What you should do
Skip the pictures and quote all of the lines exactly.

Source material
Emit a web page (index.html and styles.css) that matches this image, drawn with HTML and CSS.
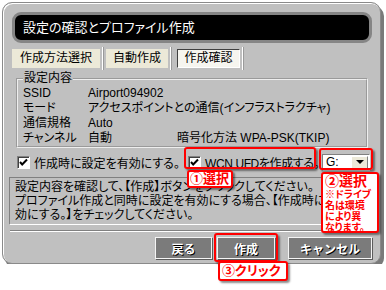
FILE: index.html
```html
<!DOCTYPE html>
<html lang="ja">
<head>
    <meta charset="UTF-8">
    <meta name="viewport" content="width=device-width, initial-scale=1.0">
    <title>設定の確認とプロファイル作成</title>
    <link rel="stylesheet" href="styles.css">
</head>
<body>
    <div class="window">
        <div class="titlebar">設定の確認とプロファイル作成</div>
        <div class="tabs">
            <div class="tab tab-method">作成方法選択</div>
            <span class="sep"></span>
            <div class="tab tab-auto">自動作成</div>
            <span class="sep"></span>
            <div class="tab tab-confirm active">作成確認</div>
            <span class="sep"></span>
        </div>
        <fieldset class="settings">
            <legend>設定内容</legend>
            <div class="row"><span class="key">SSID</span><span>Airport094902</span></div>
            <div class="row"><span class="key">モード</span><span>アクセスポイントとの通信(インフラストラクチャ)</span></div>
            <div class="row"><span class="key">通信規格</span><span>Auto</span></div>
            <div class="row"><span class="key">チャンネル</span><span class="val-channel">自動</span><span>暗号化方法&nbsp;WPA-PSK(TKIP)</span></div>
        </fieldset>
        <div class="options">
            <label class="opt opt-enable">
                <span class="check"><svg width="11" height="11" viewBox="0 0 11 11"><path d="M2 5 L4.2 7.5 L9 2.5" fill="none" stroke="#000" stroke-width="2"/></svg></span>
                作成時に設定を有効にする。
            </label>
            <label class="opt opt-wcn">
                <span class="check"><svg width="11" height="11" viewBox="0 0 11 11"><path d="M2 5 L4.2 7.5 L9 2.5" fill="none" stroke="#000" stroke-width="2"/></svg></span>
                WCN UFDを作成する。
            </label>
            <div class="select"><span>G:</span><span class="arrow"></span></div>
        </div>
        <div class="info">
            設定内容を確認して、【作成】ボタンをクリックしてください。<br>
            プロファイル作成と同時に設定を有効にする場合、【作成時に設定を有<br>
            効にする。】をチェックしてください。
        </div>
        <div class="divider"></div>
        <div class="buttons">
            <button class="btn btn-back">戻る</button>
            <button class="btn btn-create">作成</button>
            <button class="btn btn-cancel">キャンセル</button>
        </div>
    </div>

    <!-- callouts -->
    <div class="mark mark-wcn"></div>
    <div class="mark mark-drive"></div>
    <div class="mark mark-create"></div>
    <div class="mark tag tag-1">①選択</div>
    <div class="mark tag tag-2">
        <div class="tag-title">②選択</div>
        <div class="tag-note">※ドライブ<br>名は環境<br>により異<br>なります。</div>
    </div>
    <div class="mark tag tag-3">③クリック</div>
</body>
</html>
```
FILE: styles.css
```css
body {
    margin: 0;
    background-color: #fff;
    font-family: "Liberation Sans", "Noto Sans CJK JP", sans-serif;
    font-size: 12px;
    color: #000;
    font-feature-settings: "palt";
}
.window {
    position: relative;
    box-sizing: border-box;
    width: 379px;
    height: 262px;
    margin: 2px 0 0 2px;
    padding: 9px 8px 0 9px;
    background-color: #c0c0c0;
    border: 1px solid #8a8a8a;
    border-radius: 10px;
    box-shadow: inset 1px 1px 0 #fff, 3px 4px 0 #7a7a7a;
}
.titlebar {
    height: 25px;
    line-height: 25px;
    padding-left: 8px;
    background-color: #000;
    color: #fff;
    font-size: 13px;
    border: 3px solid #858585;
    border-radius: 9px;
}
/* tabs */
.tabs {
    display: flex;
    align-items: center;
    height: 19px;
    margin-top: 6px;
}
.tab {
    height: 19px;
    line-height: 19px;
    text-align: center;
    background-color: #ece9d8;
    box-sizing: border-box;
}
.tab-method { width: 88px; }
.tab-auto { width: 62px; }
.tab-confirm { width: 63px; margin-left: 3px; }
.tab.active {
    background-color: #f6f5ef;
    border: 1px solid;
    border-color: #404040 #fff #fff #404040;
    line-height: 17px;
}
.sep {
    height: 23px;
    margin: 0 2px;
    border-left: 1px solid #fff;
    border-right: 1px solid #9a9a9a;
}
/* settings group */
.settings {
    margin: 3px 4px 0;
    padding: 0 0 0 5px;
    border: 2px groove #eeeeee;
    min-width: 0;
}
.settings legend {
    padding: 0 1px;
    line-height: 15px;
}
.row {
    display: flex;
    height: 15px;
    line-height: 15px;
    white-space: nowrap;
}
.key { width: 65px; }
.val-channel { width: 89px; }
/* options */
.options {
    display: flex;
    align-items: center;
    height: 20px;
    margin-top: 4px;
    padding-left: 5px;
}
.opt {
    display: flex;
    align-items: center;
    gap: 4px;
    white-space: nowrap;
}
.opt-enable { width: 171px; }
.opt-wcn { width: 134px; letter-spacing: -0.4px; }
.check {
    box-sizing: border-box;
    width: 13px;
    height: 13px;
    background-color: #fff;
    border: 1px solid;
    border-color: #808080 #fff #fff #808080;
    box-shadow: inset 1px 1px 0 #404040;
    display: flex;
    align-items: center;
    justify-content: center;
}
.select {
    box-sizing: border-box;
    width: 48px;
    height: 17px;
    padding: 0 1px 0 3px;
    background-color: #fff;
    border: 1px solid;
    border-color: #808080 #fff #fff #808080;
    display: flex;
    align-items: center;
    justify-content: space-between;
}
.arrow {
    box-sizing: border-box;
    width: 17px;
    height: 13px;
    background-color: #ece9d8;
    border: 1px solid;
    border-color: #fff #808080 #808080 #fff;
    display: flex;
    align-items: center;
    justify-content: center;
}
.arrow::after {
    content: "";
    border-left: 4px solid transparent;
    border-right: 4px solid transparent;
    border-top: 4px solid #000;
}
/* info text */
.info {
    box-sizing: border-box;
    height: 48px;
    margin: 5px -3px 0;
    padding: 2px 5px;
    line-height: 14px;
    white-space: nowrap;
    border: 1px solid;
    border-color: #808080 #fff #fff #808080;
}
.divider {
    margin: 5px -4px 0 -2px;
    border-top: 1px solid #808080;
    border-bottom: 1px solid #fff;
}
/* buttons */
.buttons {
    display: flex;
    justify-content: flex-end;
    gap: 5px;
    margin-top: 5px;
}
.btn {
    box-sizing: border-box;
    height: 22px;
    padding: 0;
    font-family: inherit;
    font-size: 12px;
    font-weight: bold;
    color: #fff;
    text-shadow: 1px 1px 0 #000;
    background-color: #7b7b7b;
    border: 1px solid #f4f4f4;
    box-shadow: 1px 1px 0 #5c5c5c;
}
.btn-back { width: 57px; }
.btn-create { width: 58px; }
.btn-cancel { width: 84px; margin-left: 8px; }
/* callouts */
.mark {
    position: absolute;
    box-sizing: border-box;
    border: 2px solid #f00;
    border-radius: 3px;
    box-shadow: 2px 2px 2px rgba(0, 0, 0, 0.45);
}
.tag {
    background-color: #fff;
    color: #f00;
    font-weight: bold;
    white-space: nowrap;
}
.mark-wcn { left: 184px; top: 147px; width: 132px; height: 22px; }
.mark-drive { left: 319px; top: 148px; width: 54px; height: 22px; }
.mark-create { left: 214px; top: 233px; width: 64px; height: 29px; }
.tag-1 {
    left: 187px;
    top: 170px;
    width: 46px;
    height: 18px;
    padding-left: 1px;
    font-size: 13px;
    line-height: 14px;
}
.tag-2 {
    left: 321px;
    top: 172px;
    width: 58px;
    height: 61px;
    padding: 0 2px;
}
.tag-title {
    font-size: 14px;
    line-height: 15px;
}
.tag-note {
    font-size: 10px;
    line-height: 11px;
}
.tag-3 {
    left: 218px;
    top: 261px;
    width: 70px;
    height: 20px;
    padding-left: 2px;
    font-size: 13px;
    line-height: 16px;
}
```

Output of the task
Emit a web page (index.html and styles.css) that matches this image, drawn with HTML and CSS.
FILE: index.html
```html
<!DOCTYPE html>
<html lang="ja">
<head>
    <meta charset="UTF-8">
    <meta name="viewport" content="width=device-width, initial-scale=1.0">
    <title>設定の確認とプロファイル作成</title>
    <link rel="stylesheet" href="styles.css">
</head>
<body>
    <div class="window">
        <div class="titlebar">設定の確認とプロファイル作成</div>
        <div class="tabs">
            <div class="tab tab-method">作成方法選択</div>
            <span class="sep"></span>
            <div class="tab tab-auto">自動作成</div>
            <span class="sep"></span>
            <div class="tab tab-confirm active">作成確認</div>
            <span class="sep"></span>
        </div>
        <fieldset class="settings">
            <legend>設定内容</legend>
            <div class="row"><span class="key">SSID</span><span>Airport094902</span></div>
            <div class="row"><span class="key">モード</span><span>アクセスポイントとの通信(インフラストラクチャ)</span></div>
            <div class="row"><span class="key">通信規格</span><span>Auto</span></div>
            <div class="row"><span class="key">チャンネル</span><span class="val-channel">自動</span><span>暗号化方法&nbsp;WPA-PSK(TKIP)</span></div>
        </fieldset>
        <div class="options">
            <label class="opt opt-enable">
                <span class="check"><svg width="11" height="11" viewBox="0 0 11 11"><path d="M2 5 L4.2 7.5 L9 2.5" fill="none" stroke="#000" stroke-width="2"/></svg></span>
                作成時に設定を有効にする。
            </label>
            <label class="opt opt-wcn">
                <span class="check"><svg width="11" height="11" viewBox="0 0 11 11"><path d="M2 5 L4.2 7.5 L9 2.5" fill="none" stroke="#000" stroke-width="2"/></svg></span>
                WCN UFDを作成する。
            </label>
            <div class="select"><span>G:</span><span class="arrow"></span></div>
        </div>
        <div class="info">
            設定内容を確認して、【作成】ボタンをクリックしてください。<br>
            プロファイル作成と同時に設定を有効にする場合、【作成時に設定を有<br>
            効にする。】をチェックしてください。
        </div>
        <div class="divider"></div>
        <div class="buttons">
            <button class="btn btn-back">戻る</button>
            <button class="btn btn-create">作成</button>
            <button class="btn btn-cancel">キャンセル</button>
        </div>
    </div>

    <!-- callouts -->
    <div class="mark mark-wcn"></div>
    <div class="mark mark-drive"></div>
    <div class="mark mark-create"></div>
    <div class="mark tag tag-1">①選択</div>
    <div class="mark tag tag-2">
        <div class="tag-title">②選択</div>
        <div class="tag-note">※ドライブ<br>名は環境<br>により異<br>なります。</div>
    </div>
    <div class="mark tag tag-3">③クリック</div>
</body>
</html>
```
FILE: styles.css
```css
body {
    margin: 0;
    background-color: #fff;
    font-family: "Liberation Sans", "Noto Sans CJK JP", sans-serif;
    font-size: 12px;
    color: #000;
    font-feature-settings: "palt";
}
.window {
    position: relative;
    box-sizing: border-box;
    width: 379px;
    height: 262px;
    margin: 2px 0 0 2px;
    padding: 9px 8px 0 9px;
    background-color: #c0c0c0;
    border: 1px solid #8a8a8a;
    border-radius: 10px;
    box-shadow: inset 1px 1px 0 #fff, 3px 4px 0 #7a7a7a;
}
.titlebar {
    height: 25px;
    line-height: 25px;
    padding-left: 8px;
    background-color: #000;
    color: #fff;
    font-size: 13px;
    border: 3px solid #858585;
    border-radius: 9px;
}
/* tabs */
.tabs {
    display: flex;
    align-items: center;
    height: 19px;
    margin-top: 6px;
}
.tab {
    height: 19px;
    line-height: 19px;
    text-align: center;
    background-color: #ece9d8;
    box-sizing: border-box;
}
.tab-method { width: 88px; }
.tab-auto { width: 62px; }
.tab-confirm { width: 63px; margin-left: 3px; }
.tab.active {
    background-color: #f6f5ef;
    border: 1px solid;
    border-color: #404040 #fff #fff #404040;
    line-height: 17px;
}
.sep {
    height: 23px;
    margin: 0 2px;
    border-left: 1px solid #fff;
    border-right: 1px solid #9a9a9a;
}
/* settings group */
.settings {
    margin: 3px 4px 0;
    padding: 0 0 0 5px;
    border: 2px groove #eeeeee;
    min-width: 0;
}
.settings legend {
    padding: 0 1px;
    line-height: 15px;
}
.row {
    display: flex;
    height: 15px;
    line-height: 15px;
    white-space: nowrap;
}
.key { width: 65px; }
.val-channel { width: 89px; }
/* options */
.options {
    display: flex;
    align-items: center;
    height: 20px;
    margin-top: 4px;
    padding-left: 5px;
}
.opt {
    display: flex;
    align-items: center;
    gap: 4px;
    white-space: nowrap;
}
.opt-enable { width: 171px; }
.opt-wcn { width: 134px; letter-spacing: -0.4px; }
.check {
    box-sizing: border-box;
    width: 13px;
    height: 13px;
    background-color: #fff;
    border: 1px solid;
    border-color: #808080 #fff #fff #808080;
    box-shadow: inset 1px 1px 0 #404040;
    display: flex;
    align-items: center;
    justify-content: center;
}
.select {
    box-sizing: border-box;
    width: 48px;
    height: 17px;
    padding: 0 1px 0 3px;
    background-color: #fff;
    border: 1px solid;
    border-color: #808080 #fff #fff #808080;
    display: flex;
    align-items: center;
    justify-content: space-between;
}
.arrow {
    box-sizing: border-box;
    width: 17px;
    height: 13px;
    background-color: #ece9d8;
    border: 1px solid;
    border-color: #fff #808080 #808080 #fff;
    display: flex;
    align-items: center;
    justify-content: center;
}
.arrow::after {
    content: "";
    border-left: 4px solid transparent;
    border-right: 4px solid transparent;
    border-top: 4px solid #000;
}
/* info text */
.info {
    box-sizing: border-box;
    height: 48px;
    margin: 5px -3px 0;
    padding: 2px 5px;
    line-height: 14px;
    white-space: nowrap;
    border: 1px solid;
    border-color: #808080 #fff #fff #808080;
}
.divider {
    margin: 5px -4px 0 -2px;
    border-top: 1px solid #808080;
    border-bottom: 1px solid #fff;
}
/* buttons */
.buttons {
    display: flex;
    justify-content: flex-end;
    gap: 5px;
    margin-top: 5px;
}
.btn {
    box-sizing: border-box;
    height: 22px;
    padding: 0;
    font-family: inherit;
    font-size: 12px;
    font-weight: bold;
    color: #fff;
    text-shadow: 1px 1px 0 #000;
    background-color: #7b7b7b;
    border: 1px solid #f4f4f4;
    box-shadow: 1px 1px 0 #5c5c5c;
}
.btn-back { width: 57px; }
.btn-create { width: 58px; }
.btn-cancel { width: 84px; margin-left: 8px; }
/* callouts */
.mark {
    position: absolute;
    box-sizing: border-box;
    border: 2px solid #f00;
    border-radius: 3px;
    box-shadow: 2px 2px 2px rgba(0, 0, 0, 0.45);
}
.tag {
    background-color: #fff;
    color: #f00;
    font-weight: bold;
    white-space: nowrap;
}
.mark-wcn { left: 184px; top: 147px; width: 132px; height: 22px; }
.mark-drive { left: 319px; top: 148px; width: 54px; height: 22px; }
.mark-create { left: 214px; top: 233px; width: 64px; height: 29px; }
.tag-1 {
    left: 187px;
    top: 170px;
    width: 46px;
    height: 18px;
    padding-left: 1px;
    font-size: 13px;
    line-height: 14px;
}
.tag-2 {
    left: 321px;
    top: 172px;
    width: 58px;
    height: 61px;
    padding: 0 2px;
}
.tag-title {
    font-size: 14px;
    line-height: 15px;
}
.tag-note {
    font-size: 10px;
    line-height: 11px;
}
.tag-3 {
    left: 218px;
    top: 261px;
    width: 70px;
    height: 20px;
    padding-left: 2px;
    font-size: 13px;
    line-height: 16px;
}
```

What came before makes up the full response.